Multiple combinations of fusion proteins should be tested for bimolecular fluorescence complementation. Amino- and carboxyl-terminal fusions can be used to test eight distinct combinations (a through h).

Figure 4

Pathway for formation of bimolecular fluorescent complexes. The pathway for fluorescent complex formation has been deduced based on in vitro studies of the dynamics of bimolecular fluorescence complementation using purified proteins (45). For a description of the steps in this pathway, please see the text.

Figure 5

The effects of mutations that prevent the association of the interaction partners should be tested to determine the specificity of the bimolecular fluorescence complementation (data adapted from (45)).
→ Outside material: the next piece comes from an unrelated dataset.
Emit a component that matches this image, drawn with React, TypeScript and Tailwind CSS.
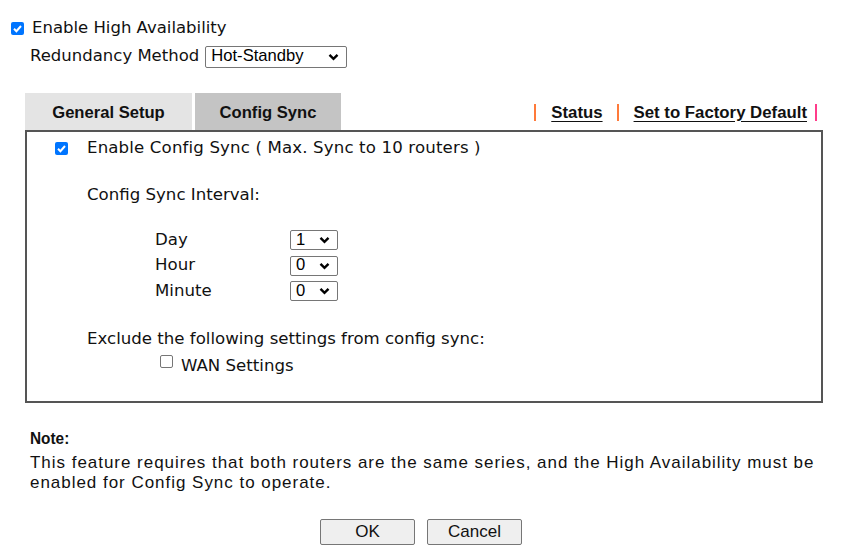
import React from "react";

const Chevron = () => (
  <svg width="11" height="8" viewBox="0 0 11 8" className="absolute right-[7px] top-1/2 -translate-y-1/2">
    <path d="M1.5 1.8 L5.5 5.8 L9.5 1.8" fill="none" stroke="#000" strokeWidth="2.4" />
  </svg>
);

const Sel = ({ v, w, h = 20 }: { v: string; w: number; h?: number }) => (
  <div
    className="relative border border-[#767676] rounded-[2px] bg-white flex items-center pl-[5px] text-black"
    style={{ width: w, height: h, fontFamily: '"Liberation Sans", Arial, sans-serif', fontSize: 16.6 }}
  >
    <span className="leading-none">{v}</span>
    <Chevron />
  </div>
);

const Check = ({ checked }: { checked: boolean }) =>
  checked ? (
    <div className="w-[13px] h-[13px] rounded-[2px] bg-[#0075ff] flex items-center justify-center">
      <svg width="11" height="11" viewBox="0 0 11 11">
        <path d="M2 5.8 L4.4 8.2 L9 3" fill="none" stroke="#fff" strokeWidth="2" />
      </svg>
    </div>
  ) : (
    <div className="w-[13px] h-[13px] rounded-[2px] border border-[#767676] bg-white" />
  );

export default function App() {
  return (
    <div
      className="w-[860px] h-[545px] bg-white text-[#111] relative overflow-hidden"
      style={{ fontFamily: '"DejaVu Sans", Verdana, sans-serif', fontSize: 16.6 }}
    >
      <div className="flex items-center pt-[19px] pl-[11px] h-[38px]">
        <Check checked />
        <span className="ml-[8px] text-[16.5px] leading-none">Enable High Availability</span>
      </div>
      <div className="flex items-center pl-[30px] mt-[7px] h-[22px] pt-[1px]">
        <span className="text-[16.5px] leading-none">Redundancy Method</span>
        <div className="ml-[6px]">
          <Sel v="Hot-Standby" w={142} h={22} />
        </div>
      </div>

      <div className="flex items-stretch mt-[26px] ml-[25px] mr-[38px] h-[37px]">
        <div
          className="w-[167px] bg-[#e4e4e4] flex items-center justify-center font-bold text-[16.6px] pt-[3px]"
          style={{ fontFamily: '"Liberation Sans", Arial, sans-serif' }}
        >
          General Setup
        </div>
        <div
          className="ml-[3px] w-[146px] bg-[#c4c4c4] flex items-center justify-center font-bold text-[16.6px] pt-[3px]"
          style={{ fontFamily: '"Liberation Sans", Arial, sans-serif' }}
        >
          Config Sync
        </div>
        <div
          className="flex-1 flex items-center justify-end font-bold text-[16.8px] pt-[2px]"
          style={{ fontFamily: '"Liberation Sans", Arial, sans-serif' }}
        >
          <span className="w-[2px] h-[17px] bg-[#ff7a3a]" />
          <span className="ml-[15px] underline underline-offset-[3px]">Status</span>
          <span className="ml-[14px] w-[2px] h-[17px] bg-[#ff7a3a]" />
          <span className="ml-[15px] underline underline-offset-[3px]">Set to Factory Default</span>
          <span className="ml-[8px] w-[2px] h-[17px] bg-[#ff3c8a]" />
          <span className="w-[5px]" />
        </div>
      </div>

      <div className="mx-[25px] w-[798px] h-[273px] border-2 border-[#555] relative">
        <div className="flex items-center pl-[28px] pt-[8px]">
          <Check checked />
          <span className="ml-[19px] leading-none tracking-[0.15px]">Enable Config Sync ( Max. Sync to 10 routers )</span>
        </div>
        <div className="pl-[60px] mt-[30px] leading-none">Config Sync Interval:</div>
        <div className="pl-[128px] mt-[27px] grid grid-cols-[135px_auto] gap-y-[5.5px] items-center leading-none w-max">
          <span>Day</span>
          <Sel v="1" w={48} />
          <span>Hour</span>
          <Sel v="0" w={48} />
          <span>Minute</span>
          <Sel v="0" w={48} />
        </div>
        <div className="pl-[60px] mt-[30px] leading-none">Exclude the following settings from config sync:</div>
        <div className="flex items-center pl-[133px] mt-[10px]">
          <div className="-mt-[9px]">
            <Check checked={false} />
          </div>
          <span className="ml-[8px] leading-none">WAN Settings</span>
        </div>
      </div>

      <div
        className="pl-[30px] mt-[26px] leading-[20px]"
        style={{ fontFamily: '"Liberation Sans", Arial, sans-serif' }}
      >
        <div className="font-bold text-[16px]" style={{ transform: "scaleX(0.96)", transformOrigin: "left" }}>Note:</div>
        <div className="mt-[4px] text-[17px] tracking-[0.97px] w-[830px]">
          This feature requires that both routers are the same series, and the High Availability must be
          <br />
          enabled for Config Sync to operate.
        </div>
      </div>

      <div className="flex justify-center gap-[12px] mt-[26px] pr-[18px]" style={{ fontFamily: '"Liberation Sans", Arial, sans-serif' }}>
        <div className="w-[95px] h-[26px] border border-[#767676] rounded-[2px] bg-[#efefef] flex items-center justify-center text-[17px]">
          OK
        </div>
        <div className="w-[95px] h-[26px] border border-[#767676] rounded-[2px] bg-[#efefef] flex items-center justify-center text-[17px]">
          Cancel
        </div>
      </div>
    </div>
  );
}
Plasmids encoding a wild type interaction partner, B, and either the wild type (upper panel) or mutated (lower panel) forms of an interaction partner, A, fused to the fluorescent protein fragments, were transfected into cells together with an internal reference encoding CFP. The fluorescence intensities produced by bimolecular fluorescence complementation (YN-YC) and the internal reference (CFP) were measured in individual cells. The distribution of ratios between the fluorescence intensities in individual cells is plotted in each histogram.

Figure 6

Concurrent visualization of multiple protein complexes using multicolor fluorescence complementation analysis. (a) Two alternative interaction partners, A and B, are fused to fragments of different fluorescent proteins (YN155 and CN155 respectively). These fusions are co-expressed in cells with a shared interaction partner, Z, fused to a complementary fragment (CC155). Complexes formed by A-YN155 and Z-CC155 can be distinguished from complexes formed by B-CN155 and Z-CC155 based on their fluorescence spectra. (b) Schematic representation of the visualization of multiple protein complexes in the same cell (A-YN155-Z-CC155, cytoplasmic and perinuclear; B-CN155-Z-CC155, nuclear and perinuclear).